Stony Plain Records
10 tracks/43 minutes
What would happen if you took the smooth funkiness of John Nemeth and mixed it with the raw, primal energy and sounds of Lightning Malcolm and Cedric Burnside? Why, you would, of course, get Monkey Junk.
Three guys from Ottawa, the home of the Senators and a traditionally rabid hockey town. They came together in 2008, produced a first CD in 2009 and now this new one from June 2011. Monkey Junk is Steve Marriner (vocals, harmonica, keyboards, guitar), Tony D (lead guitar), and Matt Sobb (drums). Monkey Junk is hot. Screaming hot. White hot. I love these guys and the sound they have. I am so glad to have finally discovered them and I want to hear more.
The CD opens to a driving beat that perhaps hearkens even as far back as to prehistoric times. Driving, throbbing drum beats, big guitar sounds, scorching harp and poignant vocals; "Mother's Crying" grabs your lapels and says "Dammit- listen to me!" and you just have to, over and over again. It is a call to arms and just great stuff. They change up the tempo with Hank William's "You're Gonna Change (Or I'm Gonna Leave)", and, while slower, the swamp gets thicker and grabs you some more until you just can't get out. And where else have you ever heard the word "peaved" used well in a song if at all? Seminal stuff. I love this song and it's tribal thumping, exceptional vocals and lyrics, hot guitar and harp; as Keith Jackson used to say, "Whoa, Nellie!"
Did I mention there is no bass player? A little baritone guitar is thrown into the mix, giving a deep resonant sound to back things up, but like Hounddog Taylor no bass is needed.
Track 3 is funkier, darker, some what brooding, and just impressive. "Right Now" is one of nine originals here. "Let Her Down" follows and if the last song was brooding then this one is downright depressing, yet one just gets caught up in the emotion. The feelings these guys express in their music are superb and sublime. In "With These Hands" they stay in the swamp but take things up into the world of the living. A love song, done in a style that really reminded me of John Nemeth. Classy vocals, packaged nicely and professionally with the band's outstanding backing work.

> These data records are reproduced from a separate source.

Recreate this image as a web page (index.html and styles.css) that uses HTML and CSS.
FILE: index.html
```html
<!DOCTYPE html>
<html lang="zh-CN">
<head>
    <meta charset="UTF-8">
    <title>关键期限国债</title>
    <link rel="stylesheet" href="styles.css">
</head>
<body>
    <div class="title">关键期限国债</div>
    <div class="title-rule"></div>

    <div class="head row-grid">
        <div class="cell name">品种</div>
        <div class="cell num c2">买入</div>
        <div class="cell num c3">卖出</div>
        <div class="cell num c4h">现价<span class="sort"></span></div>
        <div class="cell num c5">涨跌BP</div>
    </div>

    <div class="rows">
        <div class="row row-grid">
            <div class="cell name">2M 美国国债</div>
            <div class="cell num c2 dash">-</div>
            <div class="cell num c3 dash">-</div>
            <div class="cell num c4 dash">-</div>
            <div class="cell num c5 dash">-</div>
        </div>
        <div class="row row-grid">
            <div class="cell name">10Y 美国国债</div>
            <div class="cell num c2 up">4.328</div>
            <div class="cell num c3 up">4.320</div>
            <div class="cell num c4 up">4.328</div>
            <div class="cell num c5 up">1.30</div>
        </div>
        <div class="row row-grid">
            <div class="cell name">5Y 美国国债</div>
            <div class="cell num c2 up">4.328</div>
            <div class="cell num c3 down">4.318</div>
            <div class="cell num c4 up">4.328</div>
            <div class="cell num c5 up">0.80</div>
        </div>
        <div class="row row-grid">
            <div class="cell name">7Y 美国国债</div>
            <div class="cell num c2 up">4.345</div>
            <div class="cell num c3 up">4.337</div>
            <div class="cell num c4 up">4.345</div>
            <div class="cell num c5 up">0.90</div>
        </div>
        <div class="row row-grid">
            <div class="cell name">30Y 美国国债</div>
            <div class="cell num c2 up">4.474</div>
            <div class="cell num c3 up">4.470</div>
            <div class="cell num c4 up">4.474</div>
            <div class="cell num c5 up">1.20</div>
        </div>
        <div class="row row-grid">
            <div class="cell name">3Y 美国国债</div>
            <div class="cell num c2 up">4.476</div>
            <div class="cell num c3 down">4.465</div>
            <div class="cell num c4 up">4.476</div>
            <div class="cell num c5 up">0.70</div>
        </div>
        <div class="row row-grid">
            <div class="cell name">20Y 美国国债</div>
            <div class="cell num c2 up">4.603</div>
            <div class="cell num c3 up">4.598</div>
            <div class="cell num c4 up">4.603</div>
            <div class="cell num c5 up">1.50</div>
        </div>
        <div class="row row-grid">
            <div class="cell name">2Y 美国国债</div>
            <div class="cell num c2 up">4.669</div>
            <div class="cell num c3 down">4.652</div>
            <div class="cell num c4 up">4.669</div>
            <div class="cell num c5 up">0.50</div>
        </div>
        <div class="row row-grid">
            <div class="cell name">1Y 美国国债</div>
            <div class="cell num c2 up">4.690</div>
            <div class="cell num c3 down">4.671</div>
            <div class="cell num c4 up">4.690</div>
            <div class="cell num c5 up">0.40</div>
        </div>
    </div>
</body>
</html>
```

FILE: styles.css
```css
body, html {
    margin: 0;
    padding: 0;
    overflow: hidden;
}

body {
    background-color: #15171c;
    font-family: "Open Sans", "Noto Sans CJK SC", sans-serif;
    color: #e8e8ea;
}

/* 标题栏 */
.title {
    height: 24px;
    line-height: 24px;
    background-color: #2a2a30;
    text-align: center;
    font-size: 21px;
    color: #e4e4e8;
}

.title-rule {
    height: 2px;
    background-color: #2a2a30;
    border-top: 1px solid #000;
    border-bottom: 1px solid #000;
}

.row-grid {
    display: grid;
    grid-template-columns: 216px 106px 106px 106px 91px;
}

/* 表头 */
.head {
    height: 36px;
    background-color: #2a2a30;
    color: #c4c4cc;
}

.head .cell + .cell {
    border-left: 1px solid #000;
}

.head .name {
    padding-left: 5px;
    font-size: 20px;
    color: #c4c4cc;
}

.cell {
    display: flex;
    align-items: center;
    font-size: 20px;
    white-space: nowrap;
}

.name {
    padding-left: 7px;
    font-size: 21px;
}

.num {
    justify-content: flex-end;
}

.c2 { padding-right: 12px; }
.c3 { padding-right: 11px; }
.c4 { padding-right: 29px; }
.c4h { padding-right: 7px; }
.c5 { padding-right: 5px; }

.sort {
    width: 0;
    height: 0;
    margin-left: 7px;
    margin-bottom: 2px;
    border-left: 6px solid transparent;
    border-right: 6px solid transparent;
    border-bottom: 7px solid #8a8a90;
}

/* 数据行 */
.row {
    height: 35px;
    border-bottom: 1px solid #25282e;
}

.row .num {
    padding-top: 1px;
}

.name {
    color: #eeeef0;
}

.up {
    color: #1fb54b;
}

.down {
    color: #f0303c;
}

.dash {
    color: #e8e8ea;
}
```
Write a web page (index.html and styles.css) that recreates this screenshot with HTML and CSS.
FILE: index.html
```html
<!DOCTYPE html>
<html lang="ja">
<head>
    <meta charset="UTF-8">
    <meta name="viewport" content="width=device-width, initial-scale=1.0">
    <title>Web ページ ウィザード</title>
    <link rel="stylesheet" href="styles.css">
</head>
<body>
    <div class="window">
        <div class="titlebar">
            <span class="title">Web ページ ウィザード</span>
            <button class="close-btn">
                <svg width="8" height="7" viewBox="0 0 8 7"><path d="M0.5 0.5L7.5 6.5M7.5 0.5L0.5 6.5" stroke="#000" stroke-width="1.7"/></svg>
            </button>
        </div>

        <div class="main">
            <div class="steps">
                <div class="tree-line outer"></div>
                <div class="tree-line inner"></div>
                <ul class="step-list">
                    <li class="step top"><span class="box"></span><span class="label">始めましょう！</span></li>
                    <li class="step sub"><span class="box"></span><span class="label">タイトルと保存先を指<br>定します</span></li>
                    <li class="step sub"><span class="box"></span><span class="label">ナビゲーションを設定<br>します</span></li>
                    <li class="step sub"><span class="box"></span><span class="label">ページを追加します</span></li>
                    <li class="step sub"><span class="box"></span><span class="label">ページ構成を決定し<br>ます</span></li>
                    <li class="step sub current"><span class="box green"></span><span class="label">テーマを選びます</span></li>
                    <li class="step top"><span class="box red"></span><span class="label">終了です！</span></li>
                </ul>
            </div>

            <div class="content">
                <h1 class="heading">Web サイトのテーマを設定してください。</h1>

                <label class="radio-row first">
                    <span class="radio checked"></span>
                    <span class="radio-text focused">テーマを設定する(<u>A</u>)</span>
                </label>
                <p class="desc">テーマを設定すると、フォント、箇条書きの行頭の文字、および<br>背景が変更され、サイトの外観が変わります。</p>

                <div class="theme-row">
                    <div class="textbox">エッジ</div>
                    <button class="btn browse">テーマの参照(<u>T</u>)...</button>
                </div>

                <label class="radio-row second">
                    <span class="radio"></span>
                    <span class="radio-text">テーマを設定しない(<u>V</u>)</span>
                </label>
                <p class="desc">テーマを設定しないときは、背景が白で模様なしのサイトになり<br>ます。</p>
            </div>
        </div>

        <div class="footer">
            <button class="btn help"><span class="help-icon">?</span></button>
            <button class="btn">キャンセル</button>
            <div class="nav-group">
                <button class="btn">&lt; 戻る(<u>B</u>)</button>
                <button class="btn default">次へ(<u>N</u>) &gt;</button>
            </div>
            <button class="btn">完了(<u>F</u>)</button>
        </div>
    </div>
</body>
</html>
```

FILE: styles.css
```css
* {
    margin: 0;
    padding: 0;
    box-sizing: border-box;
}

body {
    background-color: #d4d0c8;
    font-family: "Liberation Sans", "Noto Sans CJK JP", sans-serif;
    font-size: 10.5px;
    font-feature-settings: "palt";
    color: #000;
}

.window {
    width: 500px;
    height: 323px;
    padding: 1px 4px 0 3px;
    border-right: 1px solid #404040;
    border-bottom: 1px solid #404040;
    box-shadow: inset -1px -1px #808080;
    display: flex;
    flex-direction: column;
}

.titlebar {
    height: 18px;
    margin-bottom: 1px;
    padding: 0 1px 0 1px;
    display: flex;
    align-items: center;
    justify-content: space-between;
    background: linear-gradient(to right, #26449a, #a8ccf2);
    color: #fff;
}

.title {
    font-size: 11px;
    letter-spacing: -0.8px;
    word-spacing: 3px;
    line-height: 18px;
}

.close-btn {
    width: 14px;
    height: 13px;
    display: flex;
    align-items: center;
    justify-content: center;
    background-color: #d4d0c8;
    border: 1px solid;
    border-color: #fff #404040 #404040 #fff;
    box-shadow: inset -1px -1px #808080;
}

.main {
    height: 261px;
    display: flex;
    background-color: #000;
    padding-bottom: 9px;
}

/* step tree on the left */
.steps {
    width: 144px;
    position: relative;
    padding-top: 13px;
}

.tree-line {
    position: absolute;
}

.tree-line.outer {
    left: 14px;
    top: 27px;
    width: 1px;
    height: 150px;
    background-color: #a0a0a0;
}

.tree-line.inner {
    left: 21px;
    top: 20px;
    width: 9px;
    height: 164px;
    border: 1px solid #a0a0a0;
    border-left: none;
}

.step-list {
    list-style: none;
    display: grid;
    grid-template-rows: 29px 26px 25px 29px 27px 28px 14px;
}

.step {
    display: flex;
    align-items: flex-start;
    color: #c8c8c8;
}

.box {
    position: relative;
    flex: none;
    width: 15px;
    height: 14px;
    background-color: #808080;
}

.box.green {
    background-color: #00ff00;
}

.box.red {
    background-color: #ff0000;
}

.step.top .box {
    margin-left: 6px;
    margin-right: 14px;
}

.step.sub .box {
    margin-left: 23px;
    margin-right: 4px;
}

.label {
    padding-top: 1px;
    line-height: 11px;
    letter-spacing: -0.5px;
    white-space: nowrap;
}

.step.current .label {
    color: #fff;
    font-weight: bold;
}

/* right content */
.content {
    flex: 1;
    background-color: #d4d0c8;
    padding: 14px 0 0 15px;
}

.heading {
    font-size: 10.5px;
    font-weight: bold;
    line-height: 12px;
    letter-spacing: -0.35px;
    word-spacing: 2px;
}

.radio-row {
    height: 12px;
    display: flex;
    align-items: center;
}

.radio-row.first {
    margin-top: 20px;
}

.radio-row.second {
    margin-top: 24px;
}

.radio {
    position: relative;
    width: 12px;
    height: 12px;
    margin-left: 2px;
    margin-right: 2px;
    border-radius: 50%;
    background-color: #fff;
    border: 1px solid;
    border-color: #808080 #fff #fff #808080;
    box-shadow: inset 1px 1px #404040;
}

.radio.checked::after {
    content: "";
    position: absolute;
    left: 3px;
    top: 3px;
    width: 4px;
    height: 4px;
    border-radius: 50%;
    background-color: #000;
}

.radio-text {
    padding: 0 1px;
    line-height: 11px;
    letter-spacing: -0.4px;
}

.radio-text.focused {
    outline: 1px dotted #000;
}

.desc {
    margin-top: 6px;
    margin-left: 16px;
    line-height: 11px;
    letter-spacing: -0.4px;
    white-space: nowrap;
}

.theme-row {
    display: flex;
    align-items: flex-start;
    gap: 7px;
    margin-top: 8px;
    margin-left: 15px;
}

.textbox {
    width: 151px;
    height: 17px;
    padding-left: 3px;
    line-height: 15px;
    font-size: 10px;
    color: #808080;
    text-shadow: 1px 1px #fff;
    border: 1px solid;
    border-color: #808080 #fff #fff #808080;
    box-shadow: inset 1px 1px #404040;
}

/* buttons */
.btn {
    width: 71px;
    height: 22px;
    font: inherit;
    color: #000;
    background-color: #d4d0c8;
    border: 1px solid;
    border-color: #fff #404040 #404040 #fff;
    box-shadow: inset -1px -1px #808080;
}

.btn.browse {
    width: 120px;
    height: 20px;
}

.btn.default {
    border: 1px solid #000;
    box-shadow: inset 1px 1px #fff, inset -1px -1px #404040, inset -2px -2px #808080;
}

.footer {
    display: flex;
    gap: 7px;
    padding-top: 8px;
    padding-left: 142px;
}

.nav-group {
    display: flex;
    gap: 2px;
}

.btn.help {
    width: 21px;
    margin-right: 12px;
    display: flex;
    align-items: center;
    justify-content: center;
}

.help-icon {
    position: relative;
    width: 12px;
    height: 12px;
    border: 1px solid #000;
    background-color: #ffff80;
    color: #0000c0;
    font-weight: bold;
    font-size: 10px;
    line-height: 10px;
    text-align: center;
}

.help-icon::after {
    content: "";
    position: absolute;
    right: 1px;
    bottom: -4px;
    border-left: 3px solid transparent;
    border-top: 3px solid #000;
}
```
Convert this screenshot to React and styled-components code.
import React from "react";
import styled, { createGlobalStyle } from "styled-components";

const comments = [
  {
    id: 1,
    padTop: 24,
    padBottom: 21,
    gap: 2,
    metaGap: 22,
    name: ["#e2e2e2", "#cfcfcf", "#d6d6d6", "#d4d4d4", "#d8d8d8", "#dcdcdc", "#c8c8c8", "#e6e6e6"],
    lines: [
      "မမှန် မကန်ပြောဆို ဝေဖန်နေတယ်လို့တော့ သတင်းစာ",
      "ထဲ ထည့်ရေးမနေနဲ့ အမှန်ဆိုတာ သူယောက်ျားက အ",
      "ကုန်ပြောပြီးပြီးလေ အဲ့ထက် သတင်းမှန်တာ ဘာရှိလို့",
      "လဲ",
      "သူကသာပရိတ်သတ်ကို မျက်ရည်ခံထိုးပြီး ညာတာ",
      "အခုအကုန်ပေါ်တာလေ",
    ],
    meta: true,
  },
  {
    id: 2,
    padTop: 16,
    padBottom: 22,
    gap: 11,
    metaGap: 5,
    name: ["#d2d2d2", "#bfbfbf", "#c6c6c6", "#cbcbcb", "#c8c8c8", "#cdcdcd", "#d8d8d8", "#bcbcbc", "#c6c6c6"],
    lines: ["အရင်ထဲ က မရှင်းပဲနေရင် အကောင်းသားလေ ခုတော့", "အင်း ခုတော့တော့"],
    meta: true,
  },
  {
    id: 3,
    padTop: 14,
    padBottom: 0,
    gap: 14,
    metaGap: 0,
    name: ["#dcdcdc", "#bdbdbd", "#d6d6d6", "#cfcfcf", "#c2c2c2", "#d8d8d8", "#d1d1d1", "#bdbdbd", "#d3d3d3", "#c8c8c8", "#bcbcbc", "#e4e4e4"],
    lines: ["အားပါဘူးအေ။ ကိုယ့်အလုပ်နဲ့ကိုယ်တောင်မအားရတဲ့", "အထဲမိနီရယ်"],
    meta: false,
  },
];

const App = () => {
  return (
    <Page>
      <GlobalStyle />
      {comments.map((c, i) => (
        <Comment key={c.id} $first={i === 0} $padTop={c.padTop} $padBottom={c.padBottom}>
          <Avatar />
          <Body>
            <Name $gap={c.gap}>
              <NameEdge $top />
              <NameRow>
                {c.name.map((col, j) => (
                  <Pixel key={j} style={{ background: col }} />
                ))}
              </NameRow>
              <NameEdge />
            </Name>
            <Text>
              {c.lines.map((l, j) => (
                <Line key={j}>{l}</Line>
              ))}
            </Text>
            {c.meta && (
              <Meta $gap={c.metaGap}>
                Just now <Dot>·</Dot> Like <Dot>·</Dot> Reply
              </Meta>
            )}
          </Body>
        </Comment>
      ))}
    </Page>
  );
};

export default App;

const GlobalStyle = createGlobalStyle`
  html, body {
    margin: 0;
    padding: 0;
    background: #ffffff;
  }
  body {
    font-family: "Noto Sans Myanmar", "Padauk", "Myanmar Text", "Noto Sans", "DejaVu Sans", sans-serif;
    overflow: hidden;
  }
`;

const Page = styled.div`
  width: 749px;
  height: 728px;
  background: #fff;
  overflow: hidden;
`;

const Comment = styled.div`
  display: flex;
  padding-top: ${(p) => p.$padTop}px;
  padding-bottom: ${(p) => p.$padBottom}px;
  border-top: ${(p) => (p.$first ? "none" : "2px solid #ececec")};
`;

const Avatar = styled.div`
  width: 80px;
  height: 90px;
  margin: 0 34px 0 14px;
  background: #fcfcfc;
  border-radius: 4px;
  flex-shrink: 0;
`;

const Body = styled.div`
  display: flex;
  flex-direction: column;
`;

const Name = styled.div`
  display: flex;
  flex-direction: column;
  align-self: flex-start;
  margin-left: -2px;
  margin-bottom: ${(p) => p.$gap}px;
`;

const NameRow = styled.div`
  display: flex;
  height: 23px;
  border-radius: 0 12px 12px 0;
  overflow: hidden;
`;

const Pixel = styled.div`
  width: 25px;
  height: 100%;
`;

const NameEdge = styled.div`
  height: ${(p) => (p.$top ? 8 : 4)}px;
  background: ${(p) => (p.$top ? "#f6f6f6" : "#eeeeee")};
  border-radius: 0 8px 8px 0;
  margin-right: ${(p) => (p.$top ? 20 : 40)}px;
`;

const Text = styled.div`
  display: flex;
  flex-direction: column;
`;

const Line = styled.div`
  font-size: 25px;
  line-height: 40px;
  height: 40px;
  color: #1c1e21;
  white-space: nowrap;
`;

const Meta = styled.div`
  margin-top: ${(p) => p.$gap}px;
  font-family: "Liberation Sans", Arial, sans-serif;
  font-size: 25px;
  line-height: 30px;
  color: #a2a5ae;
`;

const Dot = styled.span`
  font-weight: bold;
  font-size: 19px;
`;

"You Don't Know" is big, driving and rocking blues. It builds and builds into a finale of cajun hot stuff. Then comes "While You Are Mine", a swampy ballad served up like it should come with cornbread on the side. They give us "Running In The Rain" next, another driving, throbbing tune. It's sort of a mix of country, blues and maybe even a little Gospel sound served up with Spanish Moss dangling down the sides. "All About You" is a gritty, slow cut showing the band's "tender" side. As if Marriner's vocals were not enough, the guitar and organ sell this one big time. They finish up with "The Marrinator"; it begins as a stripped down, acoustic piece with raw harp, then it goes over to the electric side for a rousing run to the finish line.
I'm sold- these young guys are great. I want to see and hear them play live. You do, too. Trust me on this. They are a great band who will be taking the blues world by storm! Kudos to Stony Plain for promoting this great band and their hot blues sound!!!